WHAT IS REQUIRED ▸ Repeat every line of the data exactly, but not the pictures.

DATA SEGMENT ▸
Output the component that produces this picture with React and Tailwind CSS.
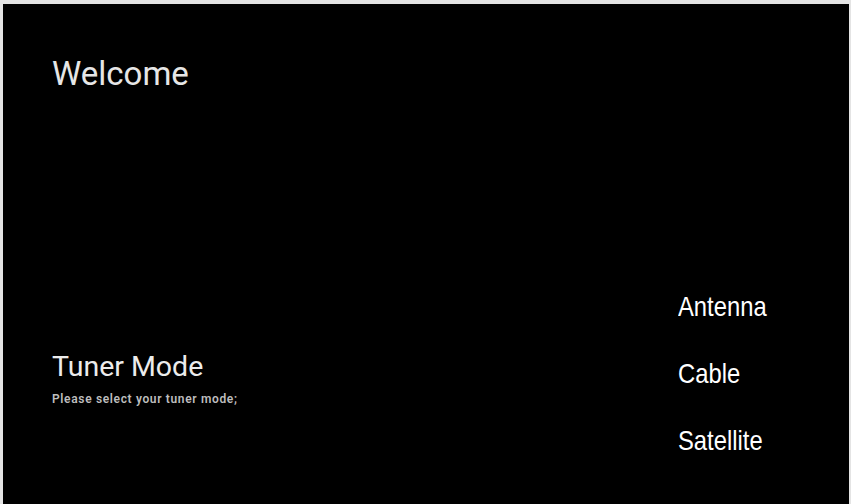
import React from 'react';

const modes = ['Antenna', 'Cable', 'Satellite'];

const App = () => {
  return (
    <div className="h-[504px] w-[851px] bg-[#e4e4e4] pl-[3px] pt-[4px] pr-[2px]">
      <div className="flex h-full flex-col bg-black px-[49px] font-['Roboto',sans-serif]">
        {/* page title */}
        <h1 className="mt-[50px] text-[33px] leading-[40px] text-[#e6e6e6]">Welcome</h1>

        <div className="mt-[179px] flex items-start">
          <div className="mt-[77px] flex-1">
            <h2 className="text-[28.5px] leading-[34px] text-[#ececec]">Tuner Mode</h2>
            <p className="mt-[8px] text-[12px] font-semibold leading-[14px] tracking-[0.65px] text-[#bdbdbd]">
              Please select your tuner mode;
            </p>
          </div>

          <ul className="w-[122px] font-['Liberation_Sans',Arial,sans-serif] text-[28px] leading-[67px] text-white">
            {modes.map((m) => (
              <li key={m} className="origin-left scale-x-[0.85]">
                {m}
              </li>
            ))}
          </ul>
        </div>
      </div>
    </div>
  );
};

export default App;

SOLUTION BELOW ▸
Output the component that produces this picture with React and Tailwind CSS.
import React from 'react';

const modes = ['Antenna', 'Cable', 'Satellite'];

const App = () => {
  return (
    <div className="h-[504px] w-[851px] bg-[#e4e4e4] pl-[3px] pt-[4px] pr-[2px]">
      <div className="flex h-full flex-col bg-black px-[49px] font-['Roboto',sans-serif]">
        {/* page title */}
        <h1 className="mt-[50px] text-[33px] leading-[40px] text-[#e6e6e6]">Welcome</h1>

        <div className="mt-[179px] flex items-start">
          <div className="mt-[77px] flex-1">
            <h2 className="text-[28.5px] leading-[34px] text-[#ececec]">Tuner Mode</h2>
            <p className="mt-[8px] text-[12px] font-semibold leading-[14px] tracking-[0.65px] text-[#bdbdbd]">
              Please select your tuner mode;
            </p>
          </div>

          <ul className="w-[122px] font-['Liberation_Sans',Arial,sans-serif] text-[28px] leading-[67px] text-white">
            {modes.map((m) => (
              <li key={m} className="origin-left scale-x-[0.85]">
                {m}
              </li>
            ))}
          </ul>
        </div>
      </div>
    </div>
  );
};

export default App;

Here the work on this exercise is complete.